**AVAILABLE RECORDS:**
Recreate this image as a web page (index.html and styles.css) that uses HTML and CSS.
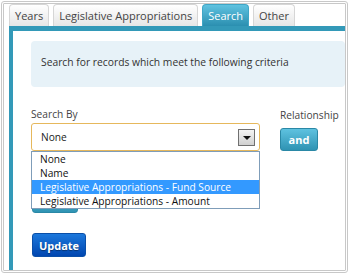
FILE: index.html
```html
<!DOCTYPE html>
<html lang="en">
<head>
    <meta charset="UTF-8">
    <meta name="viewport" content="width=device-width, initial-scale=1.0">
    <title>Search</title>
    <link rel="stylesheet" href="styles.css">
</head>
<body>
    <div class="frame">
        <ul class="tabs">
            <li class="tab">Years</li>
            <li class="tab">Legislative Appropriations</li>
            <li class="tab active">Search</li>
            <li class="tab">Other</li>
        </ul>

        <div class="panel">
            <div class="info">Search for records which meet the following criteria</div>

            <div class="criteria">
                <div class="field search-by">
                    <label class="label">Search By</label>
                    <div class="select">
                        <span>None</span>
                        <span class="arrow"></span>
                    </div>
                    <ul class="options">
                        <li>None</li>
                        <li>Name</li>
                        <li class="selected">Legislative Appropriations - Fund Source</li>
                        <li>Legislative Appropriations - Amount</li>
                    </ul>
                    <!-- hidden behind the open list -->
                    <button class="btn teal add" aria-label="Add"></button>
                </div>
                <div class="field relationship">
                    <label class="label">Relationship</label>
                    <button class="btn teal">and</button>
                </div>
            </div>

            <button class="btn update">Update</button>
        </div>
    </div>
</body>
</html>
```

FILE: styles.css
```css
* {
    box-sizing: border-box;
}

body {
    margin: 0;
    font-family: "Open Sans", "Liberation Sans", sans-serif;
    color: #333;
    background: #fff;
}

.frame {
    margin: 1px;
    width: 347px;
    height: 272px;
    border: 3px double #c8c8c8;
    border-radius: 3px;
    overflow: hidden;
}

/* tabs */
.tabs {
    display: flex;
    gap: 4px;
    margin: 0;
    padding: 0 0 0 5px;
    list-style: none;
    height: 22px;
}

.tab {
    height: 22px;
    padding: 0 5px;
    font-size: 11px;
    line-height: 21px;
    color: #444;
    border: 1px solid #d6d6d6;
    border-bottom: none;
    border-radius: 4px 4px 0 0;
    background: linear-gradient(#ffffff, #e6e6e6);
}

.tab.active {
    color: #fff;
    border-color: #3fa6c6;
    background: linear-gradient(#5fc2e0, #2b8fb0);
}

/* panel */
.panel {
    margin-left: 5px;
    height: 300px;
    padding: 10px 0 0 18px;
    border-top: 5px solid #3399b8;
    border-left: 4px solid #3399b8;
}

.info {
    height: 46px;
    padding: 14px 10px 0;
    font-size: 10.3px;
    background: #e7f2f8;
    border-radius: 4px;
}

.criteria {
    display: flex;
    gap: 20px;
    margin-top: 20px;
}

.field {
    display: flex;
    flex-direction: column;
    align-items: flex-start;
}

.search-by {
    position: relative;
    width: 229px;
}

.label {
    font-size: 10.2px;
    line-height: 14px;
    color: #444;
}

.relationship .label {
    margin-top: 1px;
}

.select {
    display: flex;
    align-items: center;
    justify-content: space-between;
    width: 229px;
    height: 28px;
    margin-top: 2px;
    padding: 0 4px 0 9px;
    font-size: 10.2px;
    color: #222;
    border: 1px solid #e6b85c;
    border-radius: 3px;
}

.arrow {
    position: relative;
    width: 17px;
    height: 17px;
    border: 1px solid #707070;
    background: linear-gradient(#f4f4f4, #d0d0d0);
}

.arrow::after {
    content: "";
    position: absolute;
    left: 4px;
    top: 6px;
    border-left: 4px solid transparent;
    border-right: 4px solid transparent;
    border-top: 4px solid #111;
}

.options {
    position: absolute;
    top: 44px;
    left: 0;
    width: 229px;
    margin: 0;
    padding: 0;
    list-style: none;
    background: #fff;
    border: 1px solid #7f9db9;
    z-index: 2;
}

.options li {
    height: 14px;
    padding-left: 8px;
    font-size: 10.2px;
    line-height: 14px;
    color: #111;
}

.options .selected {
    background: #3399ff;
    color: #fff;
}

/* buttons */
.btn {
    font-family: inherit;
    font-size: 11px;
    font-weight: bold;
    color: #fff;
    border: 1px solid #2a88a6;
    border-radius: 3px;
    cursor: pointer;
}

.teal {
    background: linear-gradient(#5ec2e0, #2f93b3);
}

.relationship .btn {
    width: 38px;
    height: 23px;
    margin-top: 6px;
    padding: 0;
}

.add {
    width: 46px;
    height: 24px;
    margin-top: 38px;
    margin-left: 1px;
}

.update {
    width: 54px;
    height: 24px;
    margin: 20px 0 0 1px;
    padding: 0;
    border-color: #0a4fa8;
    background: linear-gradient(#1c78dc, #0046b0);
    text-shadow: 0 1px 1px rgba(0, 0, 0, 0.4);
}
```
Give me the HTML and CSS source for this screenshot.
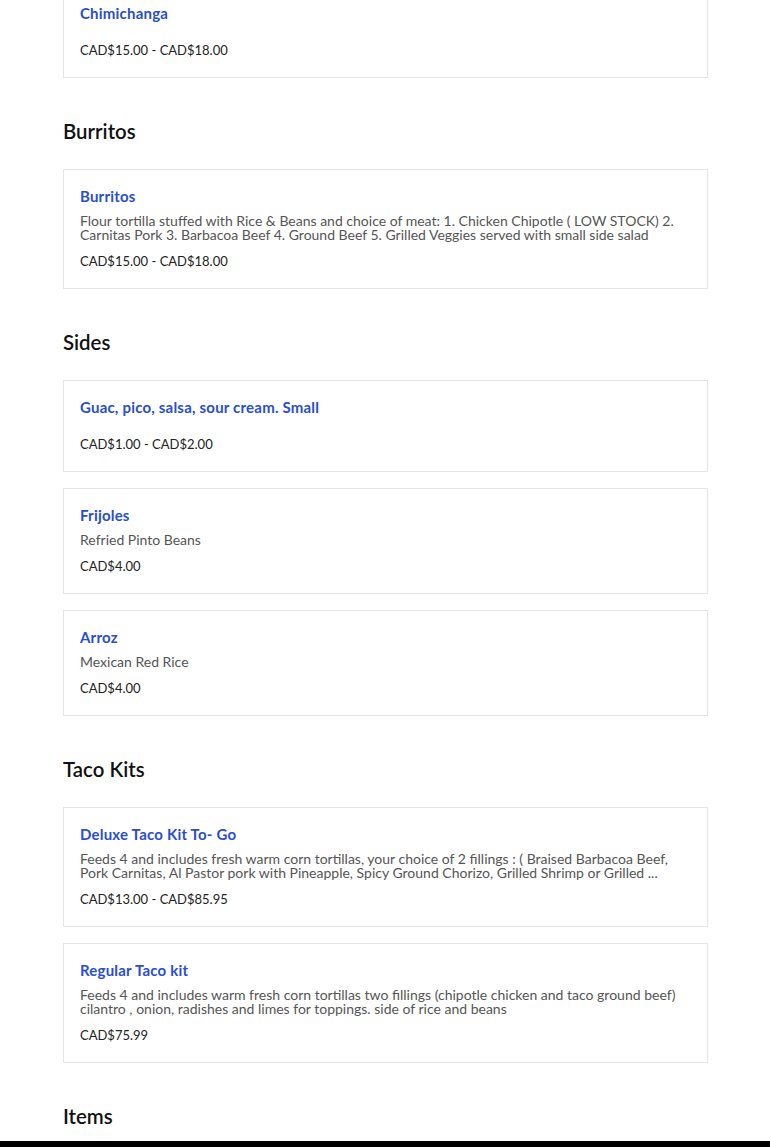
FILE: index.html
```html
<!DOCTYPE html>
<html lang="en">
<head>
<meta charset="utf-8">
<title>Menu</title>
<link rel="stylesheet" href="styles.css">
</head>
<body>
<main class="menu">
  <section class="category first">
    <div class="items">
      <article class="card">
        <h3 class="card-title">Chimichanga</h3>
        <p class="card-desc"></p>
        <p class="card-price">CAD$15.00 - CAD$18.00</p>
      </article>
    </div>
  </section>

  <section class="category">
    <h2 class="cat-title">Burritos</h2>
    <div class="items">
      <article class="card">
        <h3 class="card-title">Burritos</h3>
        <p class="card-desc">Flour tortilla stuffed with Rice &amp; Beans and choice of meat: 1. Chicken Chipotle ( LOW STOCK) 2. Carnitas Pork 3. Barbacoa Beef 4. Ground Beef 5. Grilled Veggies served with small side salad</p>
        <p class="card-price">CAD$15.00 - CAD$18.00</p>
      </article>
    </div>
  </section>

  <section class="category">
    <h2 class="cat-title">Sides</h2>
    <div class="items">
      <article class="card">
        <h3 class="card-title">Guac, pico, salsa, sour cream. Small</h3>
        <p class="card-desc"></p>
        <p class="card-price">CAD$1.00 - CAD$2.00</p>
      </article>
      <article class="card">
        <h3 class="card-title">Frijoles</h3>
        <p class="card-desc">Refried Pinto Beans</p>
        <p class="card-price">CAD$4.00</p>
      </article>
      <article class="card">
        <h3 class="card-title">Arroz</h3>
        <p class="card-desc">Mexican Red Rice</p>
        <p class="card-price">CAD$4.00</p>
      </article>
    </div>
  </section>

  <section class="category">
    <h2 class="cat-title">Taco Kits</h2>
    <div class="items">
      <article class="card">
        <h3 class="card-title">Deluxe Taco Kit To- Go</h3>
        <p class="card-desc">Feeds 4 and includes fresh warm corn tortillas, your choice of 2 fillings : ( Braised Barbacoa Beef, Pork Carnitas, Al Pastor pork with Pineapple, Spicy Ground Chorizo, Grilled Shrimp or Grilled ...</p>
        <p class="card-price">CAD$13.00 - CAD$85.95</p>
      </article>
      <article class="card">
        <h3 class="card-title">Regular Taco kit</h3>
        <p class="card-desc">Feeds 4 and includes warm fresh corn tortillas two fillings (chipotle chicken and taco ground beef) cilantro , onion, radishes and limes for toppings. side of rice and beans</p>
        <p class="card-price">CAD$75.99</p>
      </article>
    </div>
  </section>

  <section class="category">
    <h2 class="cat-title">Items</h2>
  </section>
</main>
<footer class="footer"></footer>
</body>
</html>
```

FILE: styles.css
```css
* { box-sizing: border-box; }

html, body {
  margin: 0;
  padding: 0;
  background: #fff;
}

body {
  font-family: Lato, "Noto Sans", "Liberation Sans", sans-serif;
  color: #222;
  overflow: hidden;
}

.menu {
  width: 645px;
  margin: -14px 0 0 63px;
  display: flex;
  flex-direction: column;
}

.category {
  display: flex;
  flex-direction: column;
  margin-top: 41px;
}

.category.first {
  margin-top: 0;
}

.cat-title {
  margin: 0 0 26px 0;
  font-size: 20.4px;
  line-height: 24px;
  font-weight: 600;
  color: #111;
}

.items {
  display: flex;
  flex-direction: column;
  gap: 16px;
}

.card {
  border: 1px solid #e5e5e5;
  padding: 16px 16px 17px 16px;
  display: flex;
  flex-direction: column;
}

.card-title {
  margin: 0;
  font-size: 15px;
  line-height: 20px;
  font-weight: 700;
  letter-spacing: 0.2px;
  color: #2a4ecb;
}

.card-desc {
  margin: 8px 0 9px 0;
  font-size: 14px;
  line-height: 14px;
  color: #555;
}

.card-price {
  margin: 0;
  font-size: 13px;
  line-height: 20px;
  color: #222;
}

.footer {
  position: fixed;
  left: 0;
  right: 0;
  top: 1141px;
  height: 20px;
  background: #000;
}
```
...
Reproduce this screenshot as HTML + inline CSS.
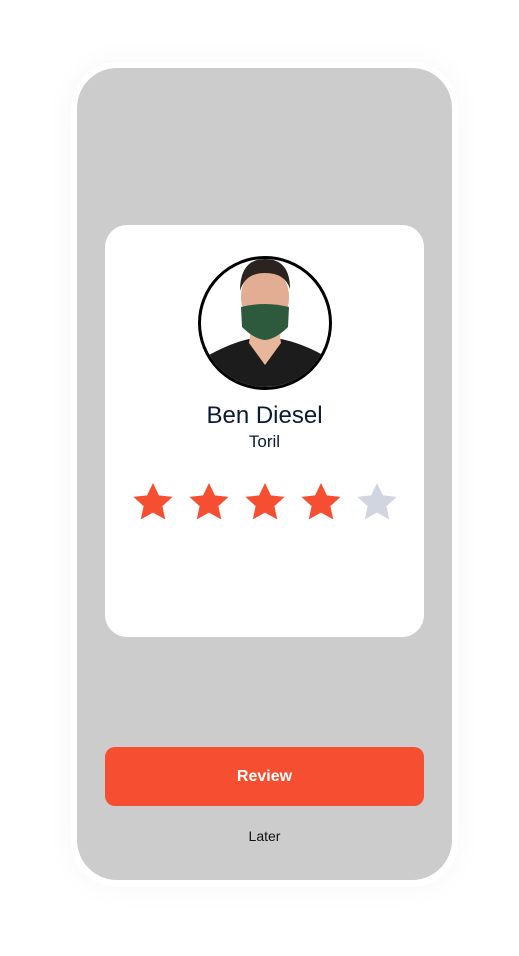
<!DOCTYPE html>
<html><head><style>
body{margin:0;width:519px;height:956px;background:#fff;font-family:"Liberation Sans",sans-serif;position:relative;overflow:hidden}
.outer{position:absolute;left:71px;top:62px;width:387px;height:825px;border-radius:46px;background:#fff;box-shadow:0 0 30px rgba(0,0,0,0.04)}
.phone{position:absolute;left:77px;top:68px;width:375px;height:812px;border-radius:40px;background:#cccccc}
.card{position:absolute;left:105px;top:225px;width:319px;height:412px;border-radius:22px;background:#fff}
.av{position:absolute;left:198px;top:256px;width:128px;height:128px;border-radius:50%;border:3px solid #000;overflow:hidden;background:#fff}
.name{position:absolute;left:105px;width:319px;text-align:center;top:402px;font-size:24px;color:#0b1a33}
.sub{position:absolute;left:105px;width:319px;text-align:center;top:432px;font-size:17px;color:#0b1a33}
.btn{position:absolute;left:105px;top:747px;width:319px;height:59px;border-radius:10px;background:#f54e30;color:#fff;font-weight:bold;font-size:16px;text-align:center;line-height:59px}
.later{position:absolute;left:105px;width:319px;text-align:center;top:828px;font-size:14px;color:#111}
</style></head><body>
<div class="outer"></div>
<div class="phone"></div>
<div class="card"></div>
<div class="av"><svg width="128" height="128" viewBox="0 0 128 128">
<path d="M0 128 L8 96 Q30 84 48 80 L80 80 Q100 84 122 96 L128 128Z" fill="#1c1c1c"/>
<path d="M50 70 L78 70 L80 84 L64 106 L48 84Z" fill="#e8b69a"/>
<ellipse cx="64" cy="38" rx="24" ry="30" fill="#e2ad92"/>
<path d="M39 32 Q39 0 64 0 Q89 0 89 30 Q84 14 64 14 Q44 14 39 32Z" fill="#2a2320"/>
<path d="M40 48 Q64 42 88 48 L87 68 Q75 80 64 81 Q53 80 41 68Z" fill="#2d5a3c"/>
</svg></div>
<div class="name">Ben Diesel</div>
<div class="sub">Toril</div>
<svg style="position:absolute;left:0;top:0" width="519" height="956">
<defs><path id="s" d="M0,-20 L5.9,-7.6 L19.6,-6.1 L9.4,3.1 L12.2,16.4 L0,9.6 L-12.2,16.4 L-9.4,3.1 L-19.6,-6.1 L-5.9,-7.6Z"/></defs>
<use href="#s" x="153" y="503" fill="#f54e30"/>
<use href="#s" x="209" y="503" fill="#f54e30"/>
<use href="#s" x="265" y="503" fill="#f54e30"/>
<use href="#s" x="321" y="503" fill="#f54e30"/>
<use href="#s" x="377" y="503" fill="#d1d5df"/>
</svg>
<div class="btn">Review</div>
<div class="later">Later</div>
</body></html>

**WHAT IS NEEDED:** Copy every line of the entries above in which "styles" occurs.

**OUTPUT OF THE TASK:**
Recreate this image as a web page (index.html and styles.css) that uses HTML and CSS.
    <link rel="stylesheet" href="styles.css">
FILE: styles.css
<link rel="stylesheet" href="styles.css">
FILE: styles.css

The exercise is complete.